# [Problem]
Carry none of the pictures over; set down the material below exactly.

# [Provided material]
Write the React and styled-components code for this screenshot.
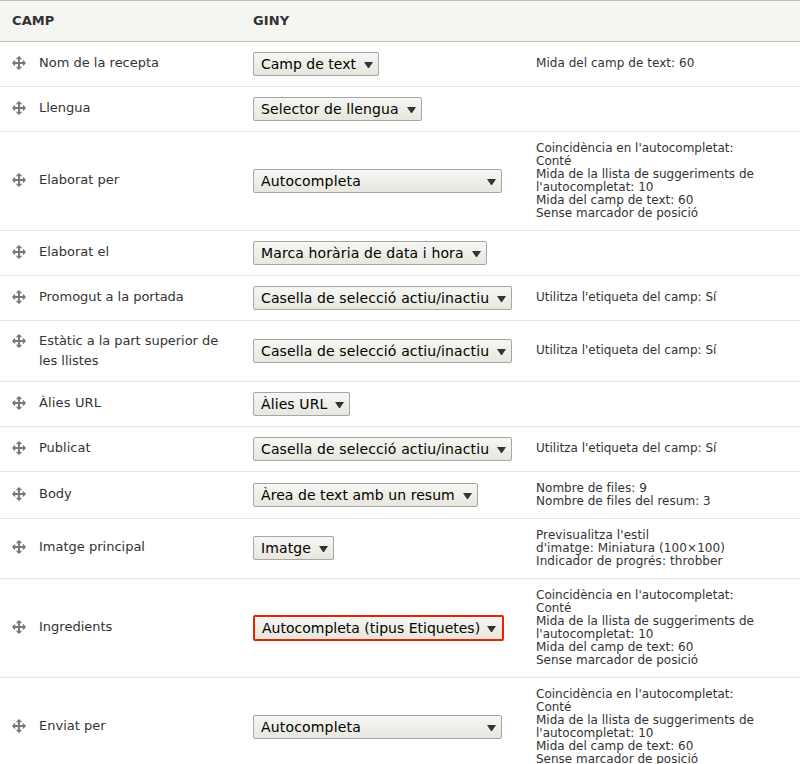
import React from "react";
import styled, { createGlobalStyle } from "styled-components";

const GlobalStyle = createGlobalStyle`
  body {
    margin: 0;
    background: #fff;
    color: #333;
    font-family: "DejaVu Sans", sans-serif;
    font-size: 13px;
    overflow: hidden;
  }
`;

const Table = styled.main`
  height: 764px;
  overflow: hidden;
`;

const columns = `
  display: grid;
  grid-template-columns: 241px 283px 1fr;
  align-items: center;
  box-sizing: border-box;
`;

const Header = styled.header`
  ${columns}
  height: 42px;
  padding: 0 0 2px 12px;
  border-top: 1px solid #bfbfba;
  border-bottom: 1px solid #bfbfba;
  background: #f5f5f2;
  font-weight: bold;
  letter-spacing: 0.1px;
  text-transform: uppercase;
`;

const Row = styled.section`
  ${columns}
  height: ${(p) => p.$height}px;
  padding-left: 12px;
  border-bottom: 1px solid #e6e4df;
`;

const Field = styled.div`
  display: flex;
  align-items: flex-start;
  gap: 13px;
  padding-right: 18px;
  padding-bottom: ${(p) => (p.$wrapped ? 1 : 3)}px;
  line-height: 20px;
  letter-spacing: ${(p) => p.$tracking || 0}px;
`;

const Handle = styled.svg`
  flex: none;
  width: 14px;
  height: 14px;
  margin-top: 3px;
`;

const Select = styled.button`
  display: flex;
  align-items: center;
  justify-content: space-between;
  box-sizing: border-box;
  width: ${(p) => p.$width}px;
  height: ${(p) => (p.$error ? 26 : 24)}px;
  margin: 0 0 0.5px;
  padding: 0 ${(p) => (p.$error ? 6 : 5)}px 0 7px;
  border: ${(p) => (p.$error ? "2px solid #e62600" : "1px solid #a6a6a6")};
  border-radius: 2px;
  background: linear-gradient(#f6f6f3, #e7e7df);
  color: #000;
  font: 14px/20px "DejaVu Sans", sans-serif;
  letter-spacing: ${(p) => p.$tracking || 0}px;
  white-space: nowrap;
`;

const Arrow = styled.svg`
  flex: none;
  width: 9px;
  height: 6px;
  margin-top: 2px;
`;

const Summary = styled.div`
  padding-bottom: 1px;
  font-size: 12px;
  line-height: 13px;
  letter-spacing: ${(p) => p.$tracking || 0}px;
  white-space: pre-line;
`;

const autocomplete = `Coincidència en l'autocompletat:
Conté
Mida de la llista de suggeriments de
l'autocompletat: 10
Mida del camp de text: 60
Sense marcador de posició`;
const checkbox = {
  widget: "Casella de selecció actiu/inactiu",
  width: 259,
  tracking: 0.12,
  summary: "Utilitza l'etiqueta del camp: Sí",
};

const rows = [
  { name: "Nom de la recepta", widget: "Camp de text", width: 126, height: 45, summary: "Mida del camp de text: 60", summaryTracking: 0.04 },
  { name: "Llengua", widget: "Selector de llengua", width: 169, tracking: 0.11, height: 45 },
  { name: "Elaborat per", widget: "Autocompleta", width: 249, tracking: 0.17, height: 99, summary: autocomplete },
  { name: "Elaborat el", widget: "Marca horària de data i hora", width: 234, tracking: 0.12, height: 45 },
  { ...checkbox, name: "Promogut a la portada", nameTracking: -0.04, height: 45 },
  { ...checkbox, name: "Estàtic a la part superior de les llistes", nameTracking: -0.05, wrapped: true, height: 61 },
  { name: "Àlies URL", nameTracking: 0.15, widget: "Àlies URL", width: 97, tracking: 0.1, height: 45 },
  { ...checkbox, name: "Publicat", height: 45 },
  { name: "Body", widget: "Àrea de text amb un resum", width: 225, tracking: 0.06, height: 47, summary: "Nombre de files: 9\nNombre de files del resum: 3", summaryTracking: 0.03 },
  { name: "Imatge principal", widget: "Imatge", width: 81, tracking: 0.1, height: 60, summary: "Previsualitza l'estil\nd'imatge: Miniatura (100×100)\nIndicador de progrés: throbber", summaryTracking: 0.09 },
  { name: "Ingredients", widget: "Autocompleta (tipus Etiquetes)", width: 251, height: 99, summary: autocomplete, error: true },
  { name: "Enviat per", widget: "Autocompleta", width: 249, tracking: 0.17, height: 99, summary: autocomplete },
];

const MoveIcon = () => (
  <Handle viewBox="0 0 14 14" aria-hidden="true">
    <path
      fill="#787878"
      d="M7 0 9.7 2.4V3.2H8V6h2.8V4.3h.8L14 7l-2.4 2.7h-.8V8H8v2.8h1.7v.8L7 14l-2.7-2.4v-.8H6V8H3.2v1.7h-.8L0 7l2.4-2.7h.8V6H6V3.2H4.3v-.8z"
    />
  </Handle>
);

export default function App() {
  return (
    <>
      <GlobalStyle />
      <Table>
        <Header>
          <span>Camp</span>
          <span>Giny</span>
        </Header>
        {rows.map((row) => (
          <Row key={row.name} $height={row.height}>
            <Field $wrapped={row.wrapped} $tracking={row.nameTracking}>
              <MoveIcon />
              <span>{row.name}</span>
            </Field>
            <Select type="button" $width={row.width} $error={row.error} $tracking={row.tracking}>
              <span>{row.widget}</span>
              <Arrow viewBox="0 0 9 6" aria-hidden="true">
                <path fill="#333" d="M0 0h9L5 6H4z" />
              </Arrow>
            </Select>
            <Summary $tracking={row.summaryTracking}>{row.summary}</Summary>
          </Row>
        ))}
      </Table>
    </>
  );
}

# [Task response]
Write the React and styled-components code for this screenshot.
import React from "react";
import styled, { createGlobalStyle } from "styled-components";

const GlobalStyle = createGlobalStyle`
  body {
    margin: 0;
    background: #fff;
    color: #333;
    font-family: "DejaVu Sans", sans-serif;
    font-size: 13px;
    overflow: hidden;
  }
`;

const Table = styled.main`
  height: 764px;
  overflow: hidden;
`;

const columns = `
  display: grid;
  grid-template-columns: 241px 283px 1fr;
  align-items: center;
  box-sizing: border-box;
`;

const Header = styled.header`
  ${columns}
  height: 42px;
  padding: 0 0 2px 12px;
  border-top: 1px solid #bfbfba;
  border-bottom: 1px solid #bfbfba;
  background: #f5f5f2;
  font-weight: bold;
  letter-spacing: 0.1px;
  text-transform: uppercase;
`;

const Row = styled.section`
  ${columns}
  height: ${(p) => p.$height}px;
  padding-left: 12px;
  border-bottom: 1px solid #e6e4df;
`;

const Field = styled.div`
  display: flex;
  align-items: flex-start;
  gap: 13px;
  padding-right: 18px;
  padding-bottom: ${(p) => (p.$wrapped ? 1 : 3)}px;
  line-height: 20px;
  letter-spacing: ${(p) => p.$tracking || 0}px;
`;

const Handle = styled.svg`
  flex: none;
  width: 14px;
  height: 14px;
  margin-top: 3px;
`;

const Select = styled.button`
  display: flex;
  align-items: center;
  justify-content: space-between;
  box-sizing: border-box;
  width: ${(p) => p.$width}px;
  height: ${(p) => (p.$error ? 26 : 24)}px;
  margin: 0 0 0.5px;
  padding: 0 ${(p) => (p.$error ? 6 : 5)}px 0 7px;
  border: ${(p) => (p.$error ? "2px solid #e62600" : "1px solid #a6a6a6")};
  border-radius: 2px;
  background: linear-gradient(#f6f6f3, #e7e7df);
  color: #000;
  font: 14px/20px "DejaVu Sans", sans-serif;
  letter-spacing: ${(p) => p.$tracking || 0}px;
  white-space: nowrap;
`;

const Arrow = styled.svg`
  flex: none;
  width: 9px;
  height: 6px;
  margin-top: 2px;
`;

const Summary = styled.div`
  padding-bottom: 1px;
  font-size: 12px;
  line-height: 13px;
  letter-spacing: ${(p) => p.$tracking || 0}px;
  white-space: pre-line;
`;

const autocomplete = `Coincidència en l'autocompletat:
Conté
Mida de la llista de suggeriments de
l'autocompletat: 10
Mida del camp de text: 60
Sense marcador de posició`;
const checkbox = {
  widget: "Casella de selecció actiu/inactiu",
  width: 259,
  tracking: 0.12,
  summary: "Utilitza l'etiqueta del camp: Sí",
};

const rows = [
  { name: "Nom de la recepta", widget: "Camp de text", width: 126, height: 45, summary: "Mida del camp de text: 60", summaryTracking: 0.04 },
  { name: "Llengua", widget: "Selector de llengua", width: 169, tracking: 0.11, height: 45 },
  { name: "Elaborat per", widget: "Autocompleta", width: 249, tracking: 0.17, height: 99, summary: autocomplete },
  { name: "Elaborat el", widget: "Marca horària de data i hora", width: 234, tracking: 0.12, height: 45 },
  { ...checkbox, name: "Promogut a la portada", nameTracking: -0.04, height: 45 },
  { ...checkbox, name: "Estàtic a la part superior de les llistes", nameTracking: -0.05, wrapped: true, height: 61 },
  { name: "Àlies URL", nameTracking: 0.15, widget: "Àlies URL", width: 97, tracking: 0.1, height: 45 },
  { ...checkbox, name: "Publicat", height: 45 },
  { name: "Body", widget: "Àrea de text amb un resum", width: 225, tracking: 0.06, height: 47, summary: "Nombre de files: 9\nNombre de files del resum: 3", summaryTracking: 0.03 },
  { name: "Imatge principal", widget: "Imatge", width: 81, tracking: 0.1, height: 60, summary: "Previsualitza l'estil\nd'imatge: Miniatura (100×100)\nIndicador de progrés: throbber", summaryTracking: 0.09 },
  { name: "Ingredients", widget: "Autocompleta (tipus Etiquetes)", width: 251, height: 99, summary: autocomplete, error: true },
  { name: "Enviat per", widget: "Autocompleta", width: 249, tracking: 0.17, height: 99, summary: autocomplete },
];

const MoveIcon = () => (
  <Handle viewBox="0 0 14 14" aria-hidden="true">
    <path
      fill="#787878"
      d="M7 0 9.7 2.4V3.2H8V6h2.8V4.3h.8L14 7l-2.4 2.7h-.8V8H8v2.8h1.7v.8L7 14l-2.7-2.4v-.8H6V8H3.2v1.7h-.8L0 7l2.4-2.7h.8V6H6V3.2H4.3v-.8z"
    />
  </Handle>
);

export default function App() {
  return (
    <>
      <GlobalStyle />
      <Table>
        <Header>
          <span>Camp</span>
          <span>Giny</span>
        </Header>
        {rows.map((row) => (
          <Row key={row.name} $height={row.height}>
            <Field $wrapped={row.wrapped} $tracking={row.nameTracking}>
              <MoveIcon />
              <span>{row.name}</span>
            </Field>
            <Select type="button" $width={row.width} $error={row.error} $tracking={row.tracking}>
              <span>{row.widget}</span>
              <Arrow viewBox="0 0 9 6" aria-hidden="true">
                <path fill="#333" d="M0 0h9L5 6H4z" />
              </Arrow>
            </Select>
            <Summary $tracking={row.summaryTracking}>{row.summary}</Summary>
          </Row>
        ))}
      </Table>
    </>
  );
}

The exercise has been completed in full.